Interpartner conflict and child abuse risk among African American and Latino adolescent parenting couples
Child Abuse and Neglect
Objective: The goal of this study was to identify links between observed conflict interactions and risk for child abuse and harsh parenting among a multiethnic sample of adolescent mothers (14-19 years) and young fathers (14-24 years). Methods: Prior to childbirth (T1), observation-based relationship data were collected from 154 expectant adolescent couples as well as information about physical aggression between partners. Two years after childbirth (T2), data relevant to harsh disciplinary practices and child abuse-prone attitudes were collected from both young mothers and fathers. Multiple regression analyses were run to examine the correspondence between (a) couples' relationship quality prior to childbirth and (b) subsequent risk for harsh and potentially abusive parenting practices. Results: Findings indicated that interpartner violence prior to childbirth predicted physically punitive parenting behavior for fathers, but not form others.
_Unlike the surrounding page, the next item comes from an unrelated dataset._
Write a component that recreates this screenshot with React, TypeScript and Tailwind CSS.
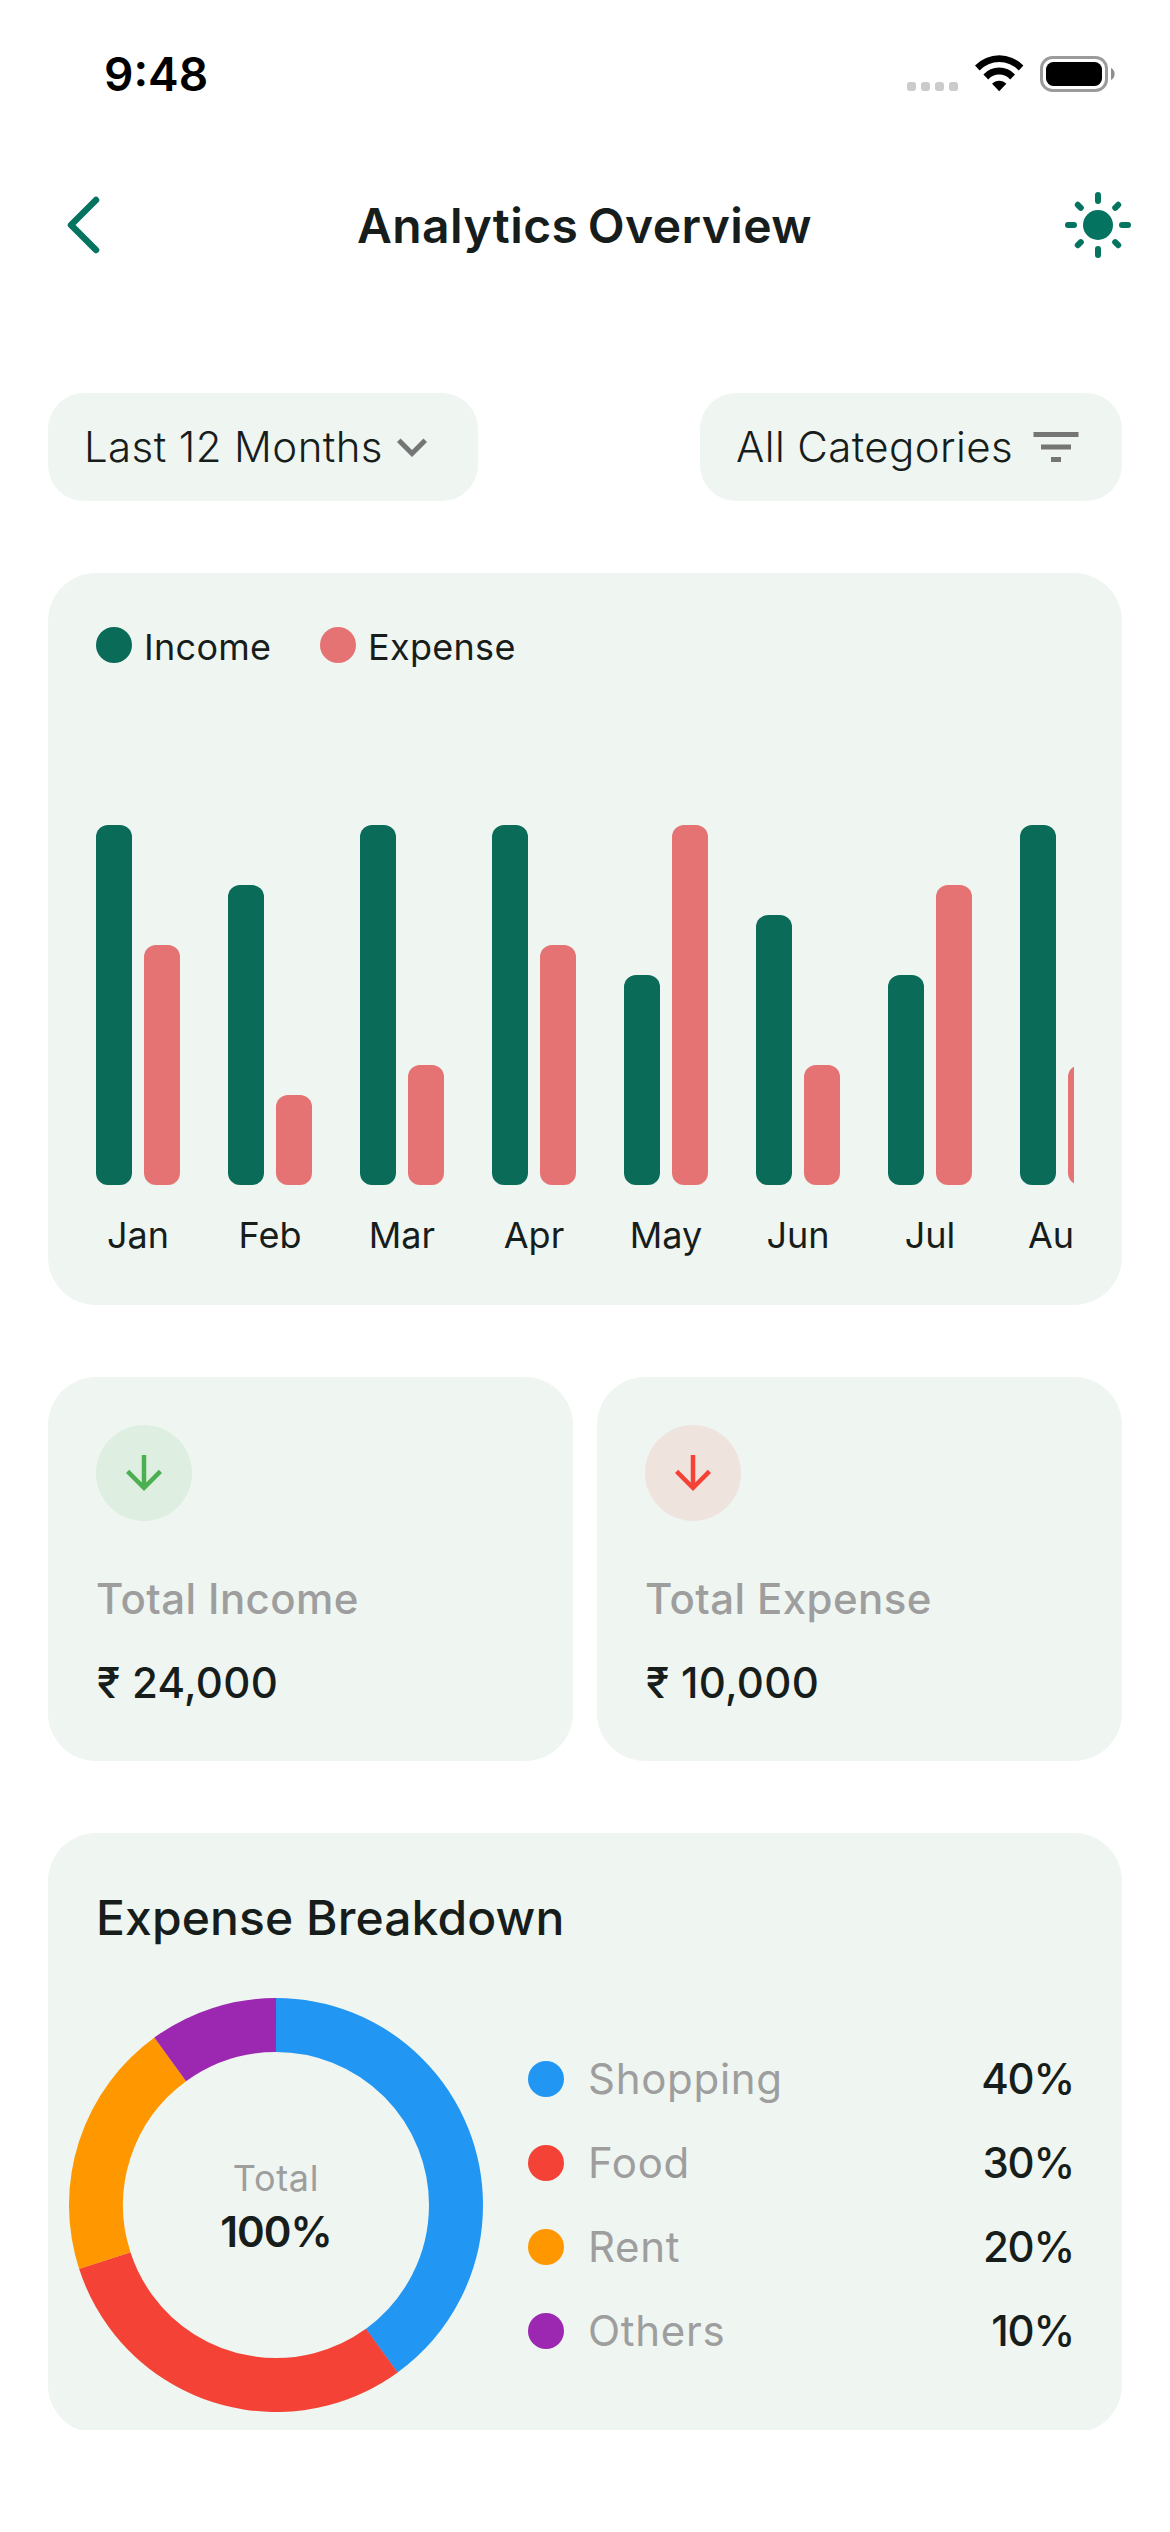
import { MdArrowDownward, MdFilterList, MdKeyboardArrowDown } from 'react-icons/md'

interface MonthData {
  label: string
  income: number
  expense: number
}

interface Category {
  name: string
  percent: number
  color: string
}

const months: MonthData[] = [
  { label: 'Jan', income: 360, expense: 240 },
  { label: 'Feb', income: 300, expense: 90 },
  { label: 'Mar', income: 360, expense: 120 },
  { label: 'Apr', income: 360, expense: 240 },
  { label: 'May', income: 210, expense: 360 },
  { label: 'Jun', income: 270, expense: 120 },
  { label: 'Jul', income: 210, expense: 300 },
  { label: 'Aug', income: 360, expense: 120 },
]

const categories: Category[] = [
  { name: 'Shopping', percent: 40, color: '#2196f3' },
  { name: 'Food', percent: 30, color: '#f44336' },
  { name: 'Rent', percent: 20, color: '#ff9800' },
  { name: 'Others', percent: 10, color: '#9c27b0' },
]

function StatusBar() {
  return (
    <div className="h-[141px] flex items-start justify-between pl-[104px] pr-[54px]">
      <span className="pt-[46px] text-[46px] leading-[56px] font-semibold text-black">9:48</span>
      <div className="flex items-start pt-[55px]">
        <div className="flex gap-[5px] pt-[27px]">
          {[0, 1, 2, 3].map((i) => (
            <span key={i} className="w-[9px] h-[9px] rounded-[3px] bg-[#cbcbcb]" />
          ))}
        </div>
        <svg className="ml-[17px]" width="49" height="37" viewBox="0 0 49 37">
          <path d="M0 10.5 A33.9 33.9 0 0 1 48.4 10.5 L43.8 15.5 A26.8 26.8 0 0 0 4.6 15.5 Z" />
          <path d="M8.4 19.4 A21.5 21.5 0 0 1 40 19.4 L35.2 24.4 A14.8 14.8 0 0 0 13.2 24.4 Z" />
          <path d="M17.1 28.8 A9.7 9.7 0 0 1 31.3 28.8 L24.2 36.2 Z" />
        </svg>
        <svg className="ml-4 mt-px" width="76" height="36" viewBox="0 0 76 36">
          <rect x="1.5" y="1.5" width="65" height="33" rx="11" fill="none" stroke="#9b9b9b" strokeWidth="3" />
          <rect x="6" y="6" width="56" height="24" rx="7.5" />
          <path d="M71 12 A6.8 6.8 0 0 1 71 24 Z" fill="#8e8e8e" />
        </svg>
      </div>
    </div>
  )
}

function AppBar() {
  return (
    <div className="h-[168px] flex items-center justify-between pl-[66px] pr-[38px]">
      <svg width="36" height="60" viewBox="0 0 36 60" fill="none" stroke="#047460" strokeWidth="6.5" strokeLinecap="round" strokeLinejoin="round">
        <path d="M30 5 L5 30 L30 55" />
      </svg>
      <h1 className="pt-[2px] pl-[3px] text-[48px] leading-[60px] font-semibold tracking-[0.4px] [word-spacing:-3px]">
        Analytics Overview
      </h1>
      <svg width="68" height="68" viewBox="-34 -34 68 68" stroke="#047460" strokeWidth="6" strokeLinecap="round">
        <circle r="15" fill="#047460" stroke="none" />
        <path d="M0 -24V-30M0 24V30M-24 0H-30M24 0H30M17.2 17.2L20.2 20.2M-17.2 17.2L-20.2 20.2M17.2 -17.2L20.2 -20.2M-17.2 -17.2L-20.2 -20.2" />
      </svg>
    </div>
  )
}

function BarChartCard() {
  return (
    <div className="h-[732px] rounded-[48px] bg-[#eff5f1] p-12">
      <div className="flex gap-12 text-[36px] leading-[52px] tracking-[0.3px]">
        <div className="flex w-[176px] gap-3">
          <span className="mt-1.5 w-9 h-9 rounded-full bg-[#096b58]" />
          <span>Income</span>
        </div>
        <div className="flex gap-3">
          <span className="mt-1.5 w-9 h-9 rounded-full bg-[#e57373]" />
          <span>Expense</span>
        </div>
      </div>
      <div className="flex gap-12 overflow-hidden">
        {months.map((m) => (
          <div key={m.label} className="w-[84px] shrink-0">
            <div className="flex h-[512px] items-end gap-3">
              <div className="w-9 rounded-[12px] bg-[#096b58]" style={{ height: m.income }} />
              <div className="w-9 rounded-[12px] bg-[#e57373]" style={{ height: m.expense }} />
            </div>
            <p className="mt-6 text-center text-[36px] leading-[52px]">{m.label}</p>
          </div>
        ))}
      </div>
    </div>
  )
}

function StatCard({ label, amount, iconClass }: { label: string; amount: string; iconClass: string }) {
  return (
    <div className="h-[384px] flex-1 rounded-[48px] bg-[#eff5f1] p-12">
      <div className={`flex h-24 w-24 items-center justify-center rounded-full ${iconClass}`}>
        <MdArrowDownward size={54} />
      </div>
      <p className="mt-[49px] text-[42px] leading-[57px] font-medium tracking-[0.4px] text-[#9e9e9e]">{label}</p>
      <p className="mt-[27px] pl-px text-[42px] leading-[57px] font-medium tracking-[0.3px]">{amount}</p>
    </div>
  )
}

function Donut() {
  // radius chosen on the middle of the ring
  const r = 180
  const length = 2 * Math.PI * r
  let start = 0
  return (
    <div className="relative -ml-[27px] h-[414px] w-[414px] shrink-0">
      <svg width="414" height="414" viewBox="-207 -207 414 414" fill="none" strokeWidth="54">
        {categories.map((c) => {
          const rotate = start * 3.6 - 90
          start += c.percent
          return (
            <circle
              key={c.name}
              r={r}
              stroke={c.color}
              strokeDasharray={`${(length * c.percent) / 100} ${length}`}
              transform={`rotate(${rotate})`}
            />
          )
        })}
      </svg>
      <div className="absolute inset-0 flex flex-col items-center justify-center pt-1">
        <span className="text-[36px] leading-[49px] tracking-[0.7px] text-[#9e9e9e]">Total</span>
        <span className="text-[42px] leading-[57px] font-semibold tracking-[-1px]">100%</span>
      </div>
    </div>
  )
}

function BreakdownCard() {
  return (
    <div className="h-[600px] shrink-0 rounded-[48px] bg-[#eff5f1] p-12">
      <h2 className="text-[48px] leading-[74px] font-medium tracking-[0.1px]">Expense Breakdown</h2>
      <div className="mt-[43px] flex items-center gap-[45px]">
        <Donut />
        <ul className="flex-1">
          {categories.map((c) => (
            <li key={c.name} className="flex h-[84px] items-center text-[42px]">
              <span className="mr-6 h-9 w-9 rounded-full" style={{ backgroundColor: c.color }} />
              <span className="pb-[2px] tracking-[0.7px] text-[#9e9e9e]">{c.name}</span>
              <span className="ml-auto pb-[2px] font-medium tracking-[-1.2px]">{c.percent}%</span>
            </li>
          ))}
        </ul>
      </div>
    </div>
  )
}

export default function App() {
  return (
    <div className="flex h-[2532px] w-[1170px] flex-col overflow-hidden bg-white font-[Inter,sans-serif] text-[#171d1b]">
      <StatusBar />
      <AppBar />
      <main className="flex h-[2121px] flex-col gap-[72px] overflow-hidden px-12 pt-[84px]">
        {/* filters */}
        <div className="flex shrink-0 justify-between text-[42px] leading-[108px] font-light tracking-[0.4px] whitespace-nowrap">
          <button className="flex h-[108px] w-[430px] items-center rounded-[36px] bg-[#eff5f1] px-9">
            <span className="w-[298px] text-left">Last 12 Months</span>
            <MdKeyboardArrowDown className="shrink-0" size={60} color="#757575" />
          </button>
          <button className="flex h-[108px] w-[422px] items-center rounded-[36px] bg-[#eff5f1] px-9">
            <span className="w-[290px] text-left">All Categories</span>
            <MdFilterList className="shrink-0" size={60} color="#757575" />
          </button>
        </div>
        <BarChartCard />
        <div className="flex shrink-0 gap-6">
          <StatCard label="Total Income" amount="₹ 24,000" iconClass="bg-[#4caf50]/10 text-[#4caf50]" />
          <StatCard label="Total Expense" amount="₹ 10,000" iconClass="bg-[#f44336]/10 text-[#f44336]" />
        </div>
        <BreakdownCard />
      </main>
    </div>
  )
}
Young mothers and fathers observed to be more warmly engaged with each other during their pre-birth couple interactions (T1) reported lower rates of physically punitive parenting behavior with their children at T2. Couples' hostility at T1 predicted fathers' level of observed hostility toward his child during a structured play activity at T2. Conclusions: Results underscore the importance of addressing the quality of couples' relations as means of preventing dysfunctional parenting practices among adolescent mothers and their partners. Adolescent mothers and their partners are at heightened risk for engaging in dysfunctional parenting, including child abuse. Focusing on pregnant adolescents and their partners, this study sought to identify interpersonal predictors of child abuse risk. Although this study did not involve administering prevention or intervention services, the goal was to test hypotheses that would inform the development of programs for young at-risk couples. Practice implications: The decision to recruit young couples prior to childbirth was based on the presumption that this period of time could provide a window of opportunity to administer couple-based child abuse prevention programs. Consistent with previous research on marital relations and parenting, results of this study support the idea that efforts to develop and administer preventive-intervention programs targeting at-risk couples could help reduce the occurrence of harsh parenting behavior and abuse.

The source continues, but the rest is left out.